After the Raynham Fire Department spent most of Easter morning battling a stubborn residential blaze in Raynham, Fire Chief James Januse exhaled deeply as he sank into his desk chair back at the station at 11 a.m.
It wasn’t the seven hours on scene that brought about Januse’s sigh, but the thought of yet another firefighter being injured — and how his depleted department will have to continue to overcome a staff shortage.
A stairway collapsed under Lt. Barrett Johnson on Sunday as the veteran firefighter searched for occupants at 650 Orchard Street, a home that was gutted by the blaze but ultimately found empty of inhabitants. Johnson — who suffered a hairline humerus fracture and a dislocated shoulder — is the fifth Raynham firefighter is now out with injuries and will miss significant time.

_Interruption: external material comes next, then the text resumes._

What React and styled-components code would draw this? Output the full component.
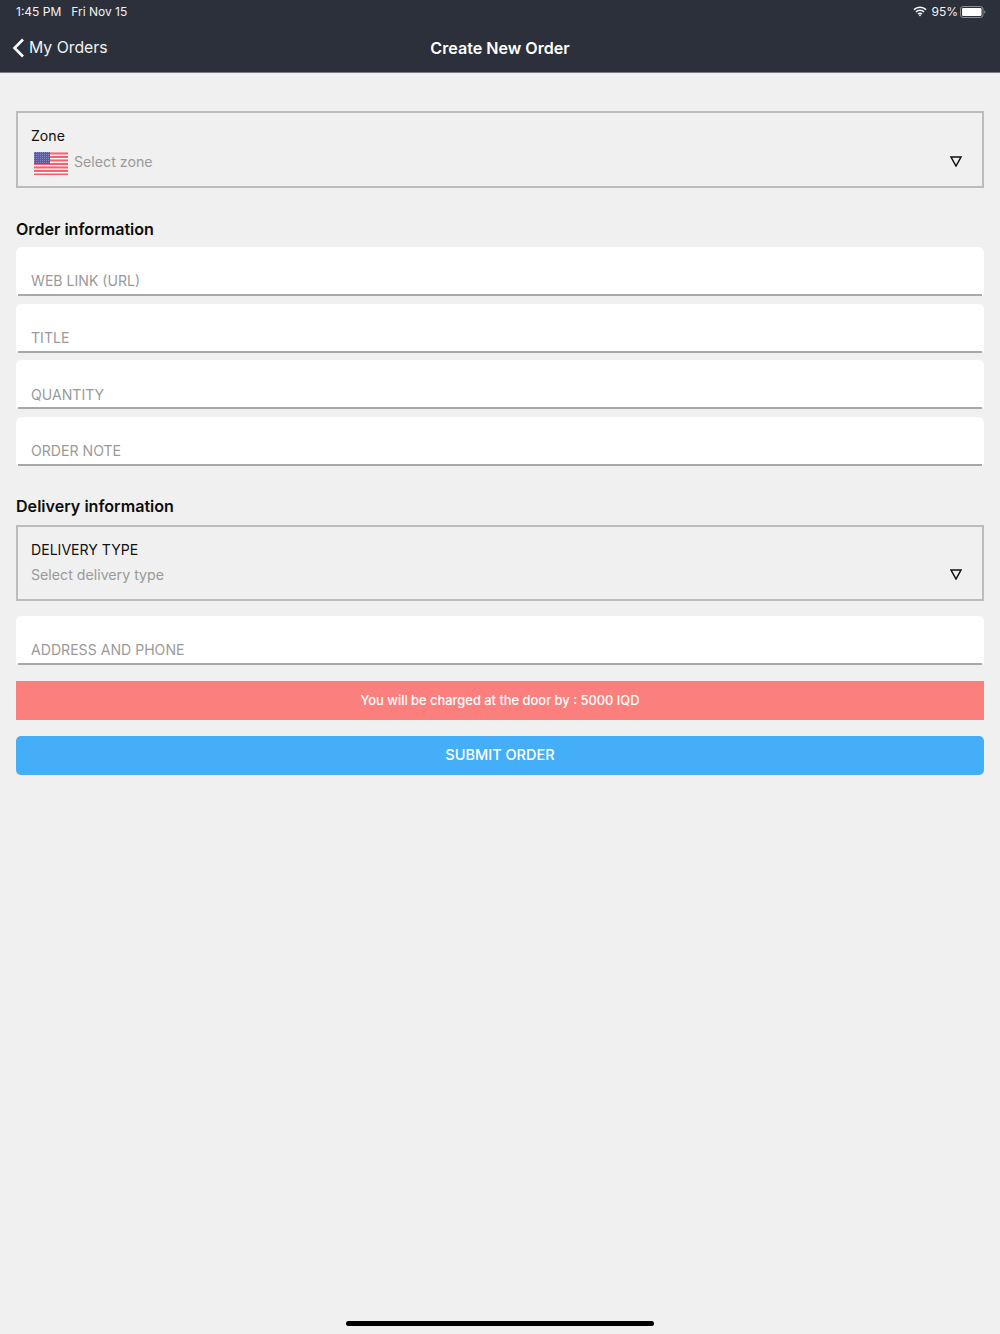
import React from "react";
import styled, { createGlobalStyle } from "styled-components";

const Global = createGlobalStyle`
  html, body { margin: 0; padding: 0; background: #f0f0f0; }
  * { box-sizing: border-box; }
  body { font-family: Inter, "Liberation Sans", sans-serif; }
`;
const Page = styled.div`
  position: relative; width: 1000px; height: 1334px; background: #f0f0f0; overflow: hidden;
`;
const Header = styled.header`
  height: 73px; background: #2c303b; color: #fff; display: flex; flex-direction: column;
  border-bottom: 1px solid #7a7d84;
`;
const StatusBar = styled.div`
  height: 23px; padding: 0 14px 0 16px; display: flex; align-items: center; justify-content: space-between;
  font-size: 12px; color: #f2f2f3;
`;
const StatusLeft = styled.div`display: flex; gap: 10px;`;
const StatusRight = styled.div`display: flex; align-items: center; gap: 2px;`;
const NavBar = styled.div`
  flex: 1; display: grid; grid-template-columns: 1fr auto 1fr; align-items: center;
`;
const Back = styled.div`display: flex; align-items: center; gap: 4px; margin-left: 12px; font-size: 15.8px; color: #f2f2f3;`;
const Title = styled.div`font-size: 16.1px; font-weight: 600; color: #fff;`;
const Content = styled.main`padding: 38px 16px 0; display: flex; flex-direction: column;`;
const Select = styled.div`
  height: ${p => p.$h}px; border: 2px solid #bcbcbc; padding: 14px 20px 0 13px;
  display: flex; flex-direction: column; gap: 5px;
`;
const SelectLabel = styled.div`font-size: 14.1px; line-height: 18px; color: #111;`;
const SelectRow = styled.div`display: flex; align-items: center; justify-content: space-between; height: 22px;`;
const SelectValue = styled.div`display: flex; align-items: center; gap: 6px; font-size: 14.2px; color: #9a9a9a;`;
const Flag = styled.svg`margin: 4px 0 0 3px; display: block;`;
const Heading = styled.h2`
  margin: 0; font-size: 16.1px; font-weight: 600; color: #0c0c0c; line-height: 20px; padding: ${p => p.$pad};
`;
const Field = styled.div`
  height: 49px; background: #fff; border-radius: 6px 6px 3px 3px; position: relative;
  margin: ${p => p.$mt ?? 0}px 0 ${p => p.$mb ?? 7.67}px;
  padding: 25.4px 15px 0; font-size: 14.1px; line-height: 18px; color: #9a9a9a;
  &::after { content: ""; position: absolute; left: 2px; right: 2px; bottom: 0; height: 2px; background: #a8a8a8; }
`;
const Notice = styled.div`
  height: 39px; background: #fb7f7d; color: #fff; font-size: 12.9px; font-weight: 500; display: flex;
  align-items: center; justify-content: center; margin-bottom: 16px;
`;
const Submit = styled.button`
  height: 39px; border: 0; border-radius: 5px; background: #45aef8; color: #fff; font: 500 14.5px Inter, sans-serif;
  padding: 0 0 2px; width: 100%;
`;
const HomeBar = styled.div`
  position: absolute; left: 346px; bottom: 8px; width: 308px; height: 5px; border-radius: 3px; background: #000;
`;

const Triangle = () => (
  <svg width="12" height="11" viewBox="0 0 12 11" aria-hidden="true">
    <path d="M1 1h10L6 10z" fill="none" stroke="#111" strokeWidth="1.5" />
  </svg>
);
const UsFlag = () => (
  <Flag width="34" height="23" viewBox="0 0 34 23" aria-hidden="true">
    <defs>
      <pattern id="stars" width="2" height="2" patternUnits="userSpaceOnUse">
        <rect width="2" height="2" fill="#565ca6" />
        <rect width="1" height="1" fill="#8487bf" />
      </pattern>
    </defs>
    <rect width="34" height="23" fill="#fff" />
    {Array.from({ length: 7 }, (_, i) => (
      <rect key={i} y={i * 3.5 + 0.4} width="34" height="2.1" fill="#fb5f6b" />
    ))}
    <rect width="16" height="12" fill="url(#stars)" />
  </Flag>
);
const Wifi = () => (
  <svg width="14" height="11" viewBox="0 0 14 11" aria-hidden="true" style={{ marginRight: 2 }}>
    <path d="M1 3.6a8.6 8.6 0 0 1 12 0M3 5.9a5.7 5.7 0 0 1 8 0M5 8a2.8 2.8 0 0 1 4 0" fill="none" stroke="#fff" strokeWidth="1.5" />
    <path d="M5.8 9 7 10.4 8.2 9a1.8 1.8 0 0 0-2.4 0z" fill="#fff" />
  </svg>
);
const Battery = () => (
  <svg width="26" height="12" viewBox="0 0 26 12" aria-hidden="true">
    <rect x=".5" y=".5" width="22.5" height="11" rx="2.6" fill="none" stroke="#8a8c93" />
    <rect x="2" y="2" width="19.5" height="8" rx="1.3" fill="#fff" />
    <path d="M24.2 4.5c.8.2 1.2.8 1.2 1.5s-.4 1.3-1.2 1.5z" fill="#8a8c93" />
  </svg>
);
const Chevron = () => (
  <svg width="13" height="20" viewBox="0 0 13 20" aria-hidden="true">
    <path d="M11 1.5 2.5 10l8.5 8.5" fill="none" stroke="#fff" strokeWidth="2.6" />
  </svg>
);

export default function App() {
  return (
    <Page>
      <Global />
      <Header>
        <StatusBar>
          <StatusLeft><span>1:45 PM</span><span>Fri Nov 15</span></StatusLeft>
          <StatusRight><Wifi /><span>95%</span><Battery /></StatusRight>
        </StatusBar>
        <NavBar>
          <Back><Chevron />My Orders</Back>
          <Title>Create New Order</Title>
          <span />
        </NavBar>
      </Header>
      <Content>
        <Select $h={77}>
          <SelectLabel>Zone</SelectLabel>
          <SelectRow>
            <SelectValue><UsFlag />Select zone</SelectValue>
            <Triangle />
          </SelectRow>
        </Select>
        <Heading $pad="31px 0 8px">Order information</Heading>
        <Field>WEB LINK (URL)</Field>
        <Field>TITLE</Field>
        <Field>QUANTITY</Field>
        <Field $mb={0}>ORDER NOTE</Field>
        <Heading $pad="30px 0 9px">Delivery information</Heading>
        <Select $h={76}>
          <SelectLabel>DELIVERY TYPE</SelectLabel>
          <SelectRow>
            <SelectValue>Select delivery type</SelectValue>
            <Triangle />
          </SelectRow>
        </Select>
        <Field $mt={15} $mb={16}>ADDRESS AND PHONE</Field>
        <Notice>You will be charged at the door by : 5000 IQD</Notice>
        <Submit>SUBMIT ORDER</Submit>
      </Content>
      <HomeBar />
    </Page>
  );
}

“We’re hurting,” said Januse. “I’ve never seen anything like this. Never.”
Johnson’s injuries on Sunday marked the second time in as many fire responses that a firefighter suffered an injury. On March 17, Capt. Bryan LaCivita slipped in mulch while fighting a fire on Locust Street and injured his heel, according to Januse.

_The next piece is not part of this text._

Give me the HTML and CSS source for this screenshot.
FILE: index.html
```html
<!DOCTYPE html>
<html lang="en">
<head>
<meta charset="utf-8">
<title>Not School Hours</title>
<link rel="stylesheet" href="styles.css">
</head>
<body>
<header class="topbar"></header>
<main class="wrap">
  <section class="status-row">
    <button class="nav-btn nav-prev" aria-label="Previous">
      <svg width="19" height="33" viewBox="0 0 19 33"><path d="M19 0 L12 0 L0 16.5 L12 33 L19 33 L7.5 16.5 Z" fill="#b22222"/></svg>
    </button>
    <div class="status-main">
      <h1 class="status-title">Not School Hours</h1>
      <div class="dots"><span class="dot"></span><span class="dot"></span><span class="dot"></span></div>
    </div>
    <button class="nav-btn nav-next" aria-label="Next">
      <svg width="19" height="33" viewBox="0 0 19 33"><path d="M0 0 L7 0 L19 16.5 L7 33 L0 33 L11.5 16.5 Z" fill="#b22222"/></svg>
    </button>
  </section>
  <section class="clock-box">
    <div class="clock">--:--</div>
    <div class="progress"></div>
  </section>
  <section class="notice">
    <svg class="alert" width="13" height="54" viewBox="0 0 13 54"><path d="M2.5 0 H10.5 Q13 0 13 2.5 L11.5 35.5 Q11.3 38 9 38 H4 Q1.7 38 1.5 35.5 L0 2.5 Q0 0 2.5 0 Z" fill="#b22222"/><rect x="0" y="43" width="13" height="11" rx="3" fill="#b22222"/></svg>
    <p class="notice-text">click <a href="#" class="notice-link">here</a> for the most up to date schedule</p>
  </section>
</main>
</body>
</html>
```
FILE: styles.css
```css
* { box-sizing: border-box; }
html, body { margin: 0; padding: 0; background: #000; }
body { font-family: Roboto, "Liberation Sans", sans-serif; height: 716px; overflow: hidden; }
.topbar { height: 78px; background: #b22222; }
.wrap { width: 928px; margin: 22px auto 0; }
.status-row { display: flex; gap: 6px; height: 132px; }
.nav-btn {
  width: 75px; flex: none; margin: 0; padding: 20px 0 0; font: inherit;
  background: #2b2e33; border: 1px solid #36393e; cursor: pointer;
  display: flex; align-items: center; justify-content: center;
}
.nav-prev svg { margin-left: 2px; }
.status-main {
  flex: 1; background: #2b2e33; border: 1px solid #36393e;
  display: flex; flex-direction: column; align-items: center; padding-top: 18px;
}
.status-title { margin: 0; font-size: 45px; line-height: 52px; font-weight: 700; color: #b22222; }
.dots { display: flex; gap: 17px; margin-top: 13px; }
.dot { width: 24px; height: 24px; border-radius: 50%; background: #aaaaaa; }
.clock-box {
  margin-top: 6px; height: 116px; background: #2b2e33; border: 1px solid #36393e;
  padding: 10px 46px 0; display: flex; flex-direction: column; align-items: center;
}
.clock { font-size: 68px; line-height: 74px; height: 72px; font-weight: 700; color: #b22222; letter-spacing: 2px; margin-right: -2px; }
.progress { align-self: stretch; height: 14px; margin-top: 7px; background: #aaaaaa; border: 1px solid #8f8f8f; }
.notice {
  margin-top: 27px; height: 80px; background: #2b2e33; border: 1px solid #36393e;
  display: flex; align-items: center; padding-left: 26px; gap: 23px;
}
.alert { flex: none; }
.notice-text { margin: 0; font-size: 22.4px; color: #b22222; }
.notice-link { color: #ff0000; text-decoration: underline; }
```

LaCivita and Johnson are each expected to be out for two months, the chief said. Johnson’s fall and LaCivita’s slip while fighting fires are the most common types of moderate-to-severe injury-causing incidents on-scene at fires, according to the National Fire Protection Association. A 2013 report from the group estimated that one-third of injuries of that severity resulted from falling, slipping or tripping, which was the leading cause.